Weigel

Another Poll: Republican Approval Number for Christie Down 15 Points

At least Christie has one friend left.

Photo by Saul Loeb/AFP/Getty Images

The new Quinnipiac poll largely consists of good news for Gov. Chris Christie, who’s had to tap a reservoir of voter good will in the last week but is finding plenty of it. The pollster’s lede is that by a 54–40 margin, more voters call Christie a “leader” than a “bully.” Hell of a choice, but he’s never shied from it.

The more interesting result contradicts what the Monmouth poll told us on Monday. Christie’s strength among Republicans has waned. His overall approval is down, sure, from 68 percent last summer to 55 percent now. Much of the leakage is coming from Democrats (down 5 points) and independents (down 22 points). But he’s lost 15 points among Republicans—down from 96 percent approval to 81 percent approval.

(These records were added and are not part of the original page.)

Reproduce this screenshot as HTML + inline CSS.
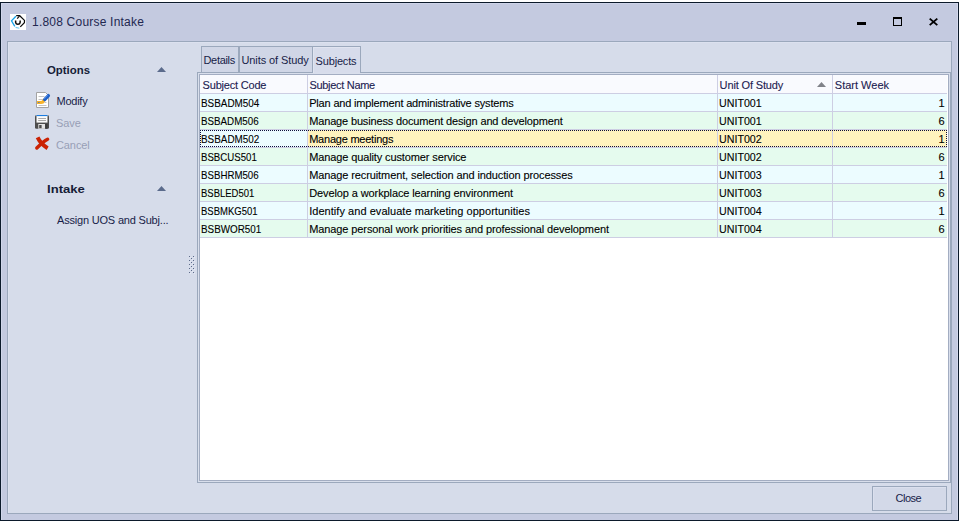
<!DOCTYPE html>
<html>
<head>
<meta charset="utf-8">
<title>1.808 Course Intake</title>
<style>
html,body{margin:0;padding:0;}
body{width:960px;height:523px;background:#ffffff;position:relative;overflow:hidden;
  font-family:"Liberation Sans",sans-serif;font-size:11px;color:#181d48;}
.abs{position:absolute;}
#win{position:absolute;left:0;top:2px;width:957px;height:517px;border:1px solid #0c1a2b;background:#c4cae0;}
#winhl{position:absolute;left:1px;top:3px;width:1px;height:517px;background:#d1d7eb;}
#title{position:absolute;left:32px;top:13px;height:18px;line-height:18px;font-size:12px;color:#232850;white-space:nowrap;letter-spacing:0.21px;}
#panel{position:absolute;left:7px;top:41px;width:943px;height:471px;border:1px solid #9ba8bc;background:#d6dcea;box-shadow:inset 1px 1px 0 #dce1ef;}
.t{position:absolute;white-space:nowrap;line-height:14px;height:14px;}
.b{font-weight:bold;color:#161c38;}
.dis{color:#989fb6;}
/* tabs */
.tab{position:absolute;top:46px;height:26px;border:1px solid #9ba8bc;border-bottom:none;background:#d0d6e6;box-sizing:border-box;}
.tab.act{background:#d7dceb;height:27px;box-shadow:inset 1px 1px 0 #e0e4f0;}
#page{position:absolute;left:197px;top:72px;width:754px;height:411px;border:1px solid #9ba8bc;background:#d9dfec;box-sizing:border-box;}
#grid{position:absolute;left:199px;top:74px;width:750px;height:407px;border:1px solid #a3adc2;background:#ffffff;box-sizing:border-box;}
.row{position:absolute;left:200px;width:747px;height:17px;border-bottom:1px solid #cdcee3;}
.hdr{background:#f9fafe;}
.az{background:#ecfcff;}
.hd{background:#e5fbee;}
.vl{position:absolute;top:75px;width:1px;height:163px;background:#cdcee3;}
.c{position:absolute;white-space:nowrap;line-height:14px;height:14px;color:#000;-webkit-text-stroke-width:0.1px;}
.h{color:#1c2150;}
.foc{background:#fff3be;}
.dots{background:repeating-linear-gradient(to right,#0e0e3c 0,#0e0e3c 1px,transparent 1px,transparent 2px);}
.dotsv{background:repeating-linear-gradient(to bottom,#0e0e3c 0,#0e0e3c 1px,transparent 1px,transparent 2px);}
.code{letter-spacing:-0.7px;}
#btn{position:absolute;left:872px;top:486px;width:75px;height:25px;border:1px solid #9ba8bc;background:#d3d9e8;box-sizing:border-box;box-shadow:inset 1px 1px 0 #dbe0ee;}
</style>
</head>
<body>
<div id="win"></div>
<div id="winhl"></div>
<div class="abs" style="left:1px;top:3px;width:957px;height:1px;background:#ced4e9"></div>
<div class="abs" style="left:957px;top:3px;width:1px;height:517px;background:#d3d8ec"></div>

<!-- title bar -->
<svg class="abs" style="left:10px;top:14px" width="16" height="16" viewBox="0 0 16 16">
  <rect width="16" height="16" fill="#ffffff"/>
  <path d="M5.9 2.2 L1.5 6.8 L4.8 12.4" fill="none" stroke="#18a4ea" stroke-width="1.3"/>
  <path d="M5.6 13.4 L9.4 14.2" fill="none" stroke="#74cdf6" stroke-width="1.1"/>
  <path d="M6.2 1.6 L9.7 1.7 L14.5 6.4 L14.4 8.7 L10.3 12.9" fill="none" stroke="#0c0c0c" stroke-width="1.2"/>
  <path d="M9.4 2.2 L7.2 4.7" fill="none" stroke="#0c0c0c" stroke-width="1.2"/>
  <path d="M5.6 6.5 L5.7 8.8 Q6.2 10.4 7.9 10.3 Q9.9 10.2 10.1 8.6 L10.2 6.5" fill="none" stroke="#0c0c0c" stroke-width="1.5"/>
</svg>
<div id="title">1.808 Course Intake</div>
<div class="abs" style="left:857px;top:22px;width:9px;height:3px;background:#000"></div>
<div class="abs" style="left:893px;top:17px;width:9px;height:9px;border:1px solid #000;border-top:2px solid #000;box-sizing:border-box"></div>
<svg class="abs" style="left:928px;top:17px" width="11" height="10" viewBox="0 0 11 10">
  <path d="M1.7 1.6 L9.3 8.1 M9.3 1.6 L1.7 8.1" stroke="#000" stroke-width="1.9" fill="none"/>
</svg>

<div id="panel"></div>

<!-- nav pane -->
<div class="t b" style="left:47px;top:63px;transform:scaleX(1.035);transform-origin:0 0">Options</div>
<svg class="abs" style="left:157px;top:67px" width="10" height="5" viewBox="0 0 10 5"><path d="M0 5 L4.5 0 L9 5 Z" fill="#5b6b8c"/></svg>

<div class="t" style="left:56.5px;top:94px;letter-spacing:-0.25px">Modify</div>
<div class="t dis" style="left:56px;top:116px;letter-spacing:-0.1px">Save</div>
<div class="t dis" style="left:56px;top:138px;letter-spacing:-0.1px">Cancel</div>

<div class="t b" style="left:47px;top:182px;transform:scaleX(1.19);transform-origin:0 0">Intake</div>
<svg class="abs" style="left:157px;top:186px" width="10" height="5" viewBox="0 0 10 5"><path d="M0 5 L4.5 0 L9 5 Z" fill="#5b6b8c"/></svg>
<div class="t" style="left:57px;top:213px;letter-spacing:-0.19px">Assign UOS and Subj...</div>


<!-- nav icons -->
<svg class="abs" style="left:35px;top:92px" width="16" height="16" viewBox="0 0 16 16">
  <path d="M1.5 0.5H10.5L13.5 3.5V15.5H1.5Z" fill="#ffffff" stroke="#a3a3a3"/>
  <path d="M3.5 4.5H9.5M3.5 7.5H8.5M9.5 10.5H11.5M3.5 13.5H11.5" stroke="#c4c4c4" stroke-width="1" fill="none"/>
  <path d="M2 9H6.4L8.6 6.4L10.6 8.4L8.6 11.4L6.2 12H2Z" fill="#f7b32a"/>
  <rect x="3" y="10" width="1.6" height="1" fill="#5d7fb4"/>
  <path d="M9.7 7.6L13.4 3.6" stroke="#1c5fc8" stroke-width="3.3" stroke-linecap="round" fill="none"/>
  <path d="M9.5 6.7L12.8 3.1" stroke="#4f8be6" stroke-width="1" stroke-linecap="round" fill="none"/>
</svg>
<svg class="abs" style="left:35px;top:115px" width="14" height="14" viewBox="0 0 14 14">
  <rect x="0" y="0.3" width="14" height="13.5" rx="1.3" fill="#4d4d4d"/>
  <rect x="1.5" y="0" width="11" height="7.6" fill="#fbfbfb"/>
  <rect x="1.5" y="0" width="11" height="1.1" fill="#1b7ce0"/>
  <path d="M3.2 3.5H11M3.2 5.5H11" stroke="#a9a9a9" stroke-width="1" fill="none"/>
  <rect x="3.3" y="9" width="6.7" height="4.8" fill="#e4e4e4"/>
  <rect x="4.2" y="10" width="2.4" height="3.2" fill="#4a4a4a"/>
  <rect x="10.4" y="9" width="2" height="4.8" fill="#3c3c3c"/>
</svg>
<svg class="abs" style="left:34px;top:136px" width="16" height="15" viewBox="0 0 16 15">
  <path d="M3.6 1.4 C5.6 5.6 9 9.4 13.6 12.2" stroke="#cb2203" stroke-width="4" stroke-linecap="butt" fill="none"/>
  <path d="M13.6 3.2 C10 5 6.2 8.6 2.8 12" stroke="#cb2203" stroke-width="3.4" stroke-linecap="round" fill="none"/>
</svg>
<!-- splitter grip -->
<svg class="abs" style="left:189px;top:256px" width="6" height="18" viewBox="0 0 6 18" shape-rendering="crispEdges">
  <g fill="#5d6b8a">
    <rect x="0" y="0" width="1" height="1"/><rect x="4" y="0" width="1" height="1"/>
    <rect x="2" y="2" width="1" height="1"/>
    <rect x="0" y="4" width="1" height="1"/><rect x="4" y="4" width="1" height="1"/>
    <rect x="2" y="6" width="1" height="1"/>
    <rect x="0" y="8" width="1" height="1"/><rect x="4" y="8" width="1" height="1"/>
    <rect x="2" y="10" width="1" height="1"/>
    <rect x="0" y="12" width="1" height="1"/><rect x="4" y="12" width="1" height="1"/>
    <rect x="2" y="14" width="1" height="1"/>
    <rect x="0" y="16" width="1" height="1"/><rect x="4" y="16" width="1" height="1"/>
  </g>
  <g fill="#e6eaf4">
    <rect x="1" y="1" width="1" height="1"/><rect x="5" y="1" width="1" height="1"/>
    <rect x="3" y="3" width="1" height="1"/>
    <rect x="1" y="5" width="1" height="1"/><rect x="5" y="5" width="1" height="1"/>
    <rect x="3" y="7" width="1" height="1"/>
    <rect x="1" y="9" width="1" height="1"/><rect x="5" y="9" width="1" height="1"/>
    <rect x="3" y="11" width="1" height="1"/>
    <rect x="1" y="13" width="1" height="1"/><rect x="5" y="13" width="1" height="1"/>
    <rect x="3" y="15" width="1" height="1"/>
    <rect x="1" y="17" width="1" height="1"/><rect x="5" y="17" width="1" height="1"/>
  </g>
</svg>

<!-- tabs -->
<div class="tab" style="left:201px;width:38px;"></div>
<div class="tab" style="left:239px;width:74px;"></div>
<div id="page"></div>
<div class="tab act" style="left:312px;width:49px;"></div>
<div class="t" style="left:203.5px;top:53px;letter-spacing:-0.33px">Details</div>
<div class="t" style="left:241.5px;top:53px;letter-spacing:-0.1px">Units of Study</div>
<div class="t" style="left:315.6px;top:54px;letter-spacing:-0.18px">Subjects</div>

<div id="grid"></div>
<div class="row hdr" style="top:75px;height:18px"></div>

<!-- grid header -->
<div class="c h" style="left:202.6px;top:78px;letter-spacing:-0.2px">Subject Code</div>
<div class="c h" style="left:309.4px;top:78px;letter-spacing:-0.3px">Subject Name</div>
<div class="c h" style="left:719.6px;top:78px;letter-spacing:-0.14px">Unit Of Study</div>
<div class="c h" style="left:834.8px;top:78px;letter-spacing:0px">Start Week</div>
<svg class="abs" style="left:817px;top:82px" width="10" height="5" viewBox="0 0 10 5"><path d="M0 5 L4.5 0 L9 5 Z" fill="#808289"/></svg>
<!-- grid rows -->
<div class="row az" style="top:94px"></div>
<div class="c" style="left:200.8px;top:96px;transform:scaleX(0.900);transform-origin:0 0">BSBADM504</div>
<div class="c" style="left:309.2px;top:96px;letter-spacing:-0.175px">Plan and implement administrative systems</div>
<div class="c unit" style="left:719.3px;top:96px;transform:scaleX(0.97);transform-origin:0 0">UNIT001</div>
<div class="c num" style="left:900px;width:44.7px;text-align:right;top:96px;">1</div>
<div class="row hd" style="top:112px"></div>
<div class="c" style="left:200.8px;top:114px;transform:scaleX(0.889);transform-origin:0 0">BSBADM506</div>
<div class="c" style="left:309.2px;top:114px;letter-spacing:-0.152px">Manage business document design and development</div>
<div class="c unit" style="left:719.3px;top:114px;transform:scaleX(0.97);transform-origin:0 0">UNIT001</div>
<div class="c num" style="left:900px;width:44.7px;text-align:right;top:114px;">6</div>
<div class="row az" style="top:130px"></div>
<div class="abs foc" style="left:308px;top:130px;width:639px;height:17px;"></div>
<div class="c" style="left:200.8px;top:132px;transform:scaleX(0.900);transform-origin:0 0">BSBADM502</div>
<div class="c" style="left:309.2px;top:132px;letter-spacing:-0.229px">Manage meetings</div>
<div class="c unit" style="left:719.3px;top:132px;transform:scaleX(0.97);transform-origin:0 0">UNIT002</div>
<div class="c num" style="left:900px;width:44.7px;text-align:right;top:132px;">1</div>
<div class="row hd" style="top:148px"></div>
<div class="c" style="left:200.8px;top:150px;transform:scaleX(0.877);transform-origin:0 0">BSBCUS501</div>
<div class="c" style="left:309.2px;top:150px;letter-spacing:-0.117px">Manage quality customer service</div>
<div class="c unit" style="left:719.3px;top:150px;transform:scaleX(0.97);transform-origin:0 0">UNIT002</div>
<div class="c num" style="left:900px;width:44.7px;text-align:right;top:150px;">6</div>
<div class="row az" style="top:166px"></div>
<div class="c" style="left:200.8px;top:168px;transform:scaleX(0.881);transform-origin:0 0">BSBHRM506</div>
<div class="c" style="left:309.2px;top:168px;letter-spacing:-0.106px">Manage recruitment, selection and induction processes</div>
<div class="c unit" style="left:719.3px;top:168px;transform:scaleX(0.97);transform-origin:0 0">UNIT003</div>
<div class="c num" style="left:900px;width:44.7px;text-align:right;top:168px;">1</div>
<div class="row hd" style="top:184px"></div>
<div class="c" style="left:200.8px;top:186px;transform:scaleX(0.862);transform-origin:0 0">BSBLED501</div>
<div class="c" style="left:309.2px;top:186px;letter-spacing:-0.105px">Develop a workplace learning environment</div>
<div class="c unit" style="left:719.3px;top:186px;transform:scaleX(0.97);transform-origin:0 0">UNIT003</div>
<div class="c num" style="left:900px;width:44.7px;text-align:right;top:186px;">6</div>
<div class="row az" style="top:202px"></div>
<div class="c" style="left:200.8px;top:204px;transform:scaleX(0.865);transform-origin:0 0">BSBMKG501</div>
<div class="c" style="left:309.2px;top:204px;letter-spacing:0.043px">Identify and evaluate marketing opportunities</div>
<div class="c unit" style="left:719.3px;top:204px;transform:scaleX(0.97);transform-origin:0 0">UNIT004</div>
<div class="c num" style="left:900px;width:44.7px;text-align:right;top:204px;">1</div>
<div class="row hd" style="top:220px"></div>
<div class="c" style="left:200.8px;top:222px;transform:scaleX(0.897);transform-origin:0 0">BSBWOR501</div>
<div class="c" style="left:309.2px;top:222px;letter-spacing:-0.100px">Manage personal work priorities and professional development</div>
<div class="c unit" style="left:719.3px;top:222px;transform:scaleX(0.97);transform-origin:0 0">UNIT004</div>
<div class="c num" style="left:900px;width:44.7px;text-align:right;top:222px;">6</div>
<div class="vl" style="left:307px"></div>
<div class="vl" style="left:717px"></div>
<div class="vl" style="left:832px"></div>
<div class="abs dots" style="left:200px;top:130px;width:747px;height:1px;"></div>
<div class="abs dots" style="left:200px;top:146px;width:747px;height:1px;"></div>
<div class="abs dotsv" style="left:200px;top:130px;width:1px;height:17px;"></div>
<div class="abs dotsv" style="left:946px;top:130px;width:1px;height:17px;"></div>

<div id="btn"></div>
<div class="t" style="left:895.6px;top:491px;letter-spacing:-0.55px">Close</div>
</body>
</html>
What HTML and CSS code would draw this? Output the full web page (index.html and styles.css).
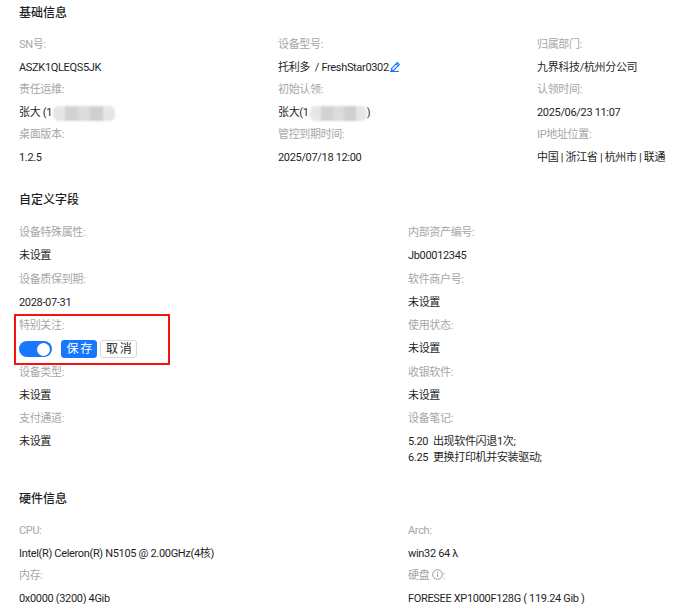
FILE: index.html
```html
<!DOCTYPE html>
<html lang="zh-CN">
<head>
<meta charset="utf-8">
<title>设备详情</title>
<link rel="stylesheet" href="styles.css">
</head>
<body>
<main class="page">
  <section class="basic">
    <h2 class="title">基础信息</h2>
    <div class="grid three">
      <div class="cell"><div class="label">SN号:</div><div class="value">ASZK1QLEQS5JK</div></div>
      <div class="cell"><div class="label">设备型号:</div><div class="value">托利多&nbsp; / FreshStar0302<svg class="pen" width="11" height="11" viewBox="0 0 11 11" fill="none" stroke="#1677ff" stroke-width="1.2"><path d="M1.5 7.6 7.3 1.6l2 2L3.5 9.4H1.5z"/><path d="M6.2 2.9l1.9 1.9"/><path d="M0 10.5h9"/></svg></div></div>
      <div class="cell"><div class="label">归属部门:</div><div class="value">九界科技/杭州分公司</div></div>
      <div class="cell"><div class="label">责任运维:</div><div class="value">张大 (1<span class="mask m1"></span></div></div>
      <div class="cell"><div class="label">初始认领:</div><div class="value">张大(1<span class="mask m2"></span>)</div></div>
      <div class="cell"><div class="label">认领时间:</div><div class="value">2025/06/23 11:07</div></div>
      <div class="cell"><div class="label">桌面版本:</div><div class="value">1.2.5</div></div>
      <div class="cell"><div class="label">管控到期时间:</div><div class="value">2025/07/18 12:00</div></div>
      <div class="cell"><div class="label">IP地址位置:</div><div class="value">中国 | 浙江省 | 杭州市 | 联通</div></div>
    </div>
  </section>
  <section class="custom">
    <h2 class="title">自定义字段</h2>
    <div class="grid two tall">
      <div class="cell"><div class="label">设备特殊属性:</div><div class="value">未设置</div></div>
      <div class="cell"><div class="label">内部资产编号:</div><div class="value">Jb00012345</div></div>
      <div class="cell"><div class="label">设备质保到期:</div><div class="value">2028-07-31</div></div>
      <div class="cell"><div class="label">软件商户号:</div><div class="value">未设置</div></div>
      <div class="cell highlighted">
        <div class="label">特别关注:</div>
        <div class="value controls">
          <span class="switch"><span class="knob"></span></span>
          <button class="btn primary">保 存</button>
          <button class="btn">取 消</button>
        </div>
      </div>
      <div class="cell"><div class="label">使用状态:</div><div class="value">未设置</div></div>
      <div class="cell"><div class="label">设备类型:</div><div class="value">未设置</div></div>
      <div class="cell"><div class="label">收银软件:</div><div class="value">未设置</div></div>
      <div class="cell"><div class="label">支付通道:</div><div class="value">未设置</div></div>
      <div class="cell"><div class="label">设备笔记:</div><div class="value notes">5.20&nbsp; 出现软件闪退1次;<br>6.25&nbsp; 更换打印机并安装驱动;</div></div>
    </div>
  </section>
  <section class="hardware">
    <h2 class="title">硬件信息</h2>
    <div class="grid two">
      <div class="cell"><div class="label">CPU:</div><div class="value">Intel(R) Celeron(R) N5105 @ 2.00GHz(4核)</div></div>
      <div class="cell"><div class="label">Arch:</div><div class="value">win32 64 λ</div></div>
      <div class="cell"><div class="label">内存:</div><div class="value">0x0000 (3200) 4Gib</div></div>
      <div class="cell"><div class="label">硬盘 <svg class="info" width="11" height="11" viewBox="0 0 11 11" fill="none" stroke="#999"><circle cx="5.5" cy="5.5" r="4.8"/><path d="M5.5 4.8v3.2M5.5 2.8v1"/></svg>:</div><div class="value">FORESEE XP1000F128G ( 119.24 Gib )</div></div>
    </div>
  </section>
</main>
</body>
</html>
```
FILE: styles.css
```css
html, body {
  margin: 0;
  padding: 0;
  background: #fff;
}
body {
  font-family: Roboto, "Noto Sans CJK SC", sans-serif;
  font-size: 11px;
  line-height: 16px;
  letter-spacing: -0.33px;
  color: #1f1f1f;
  overflow: hidden;
  height: 604px;
}
.page {
  padding: 4px 0 0 19px;
}
.title {
  margin: 0;
  font-size: 12px;
  font-weight: 500;
  line-height: 18px;
  letter-spacing: 0;
  color: #1f1f1f;
}
.grid {
  display: grid;
  margin-top: 15px;
}
.three { grid-template-columns: 259px 259px 1fr; }
.two { grid-template-columns: 389px 1fr; }
.cell {
  display: flex;
  flex-direction: column;
  gap: 7px;
  height: 45px;
  position: relative;
}
.tall { margin-top: 16px; }
.tall .cell { height: 46.5px; }
.label { color: #a6a6a6; }
.value { white-space: nowrap; }
.notes { line-height: 16px; }
.custom { margin-top: 19px; }
.hardware { margin-top: 32px; }
.mask {
  display: inline-block;
  vertical-align: middle;
  height: 15px;
  background: linear-gradient(90deg, #e6e6e6 0 20%, #d2d2d2 20% 40%, #dcdcdc 40% 60%, #cfcfcf 60% 80%, #e6e6e6 80%);
  border-radius: 5px;
  filter: blur(1px);
}
.m1 { width: 62px; margin-left: 1px; }
.m2 { width: 57px; margin-left: 1px; }
.pen { vertical-align: -1px; margin-left: 1px; }
.info { vertical-align: -1px; }
.controls {
  display: flex;
  align-items: center;
  gap: 9px;
  margin-top: -1px;
}
.switch {
  width: 33px;
  height: 16px;
  border-radius: 8px;
  background: #1677ff;
  position: relative;
  flex: none;
}
.knob {
  position: absolute;
  right: 2px;
  top: 1.5px;
  width: 13px;
  height: 13px;
  background: #fff;
  border-radius: 50%;
}
.btn {
  font: inherit;
  font-size: 12px;
  letter-spacing: -0.6px;
  height: 18px;
  width: 36px;
  padding: 0;
  border: 1px solid #d9d9d9;
  border-radius: 3px;
  background: #fff;
  color: #1f1f1f;
  margin-left: -6px;
  line-height: 16px;
}
.btn:not(.primary) { width: 37px; }
.controls .btn.primary { margin-left: 0; }
.primary {
  background: #1677ff;
  border-color: #1677ff;
  color: #fff;
}
.highlighted::after {
  content: "";
  position: absolute;
  left: -5.5px;
  top: -4.5px;
  width: 152.5px;
  height: 47.5px;
  border: 2px solid #f5130d;
}
```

Not great. Like Matt Yglesias says, if you are looking at the potential 2016 field as a donor, and you were not already so sold on Christie that you were rooting for him to beat this rap, you’re in pause mode now. Christie’s made his bed; his best hope now lies in media overreach, in scandals that get coverage now but don’t pan out. The “feds investigating Sandy ads” story feels like the best candidate for this, given that everyone ran with it on Monday and HUD took a few days to clarify that its audit was “not an investigation of the procurement process.”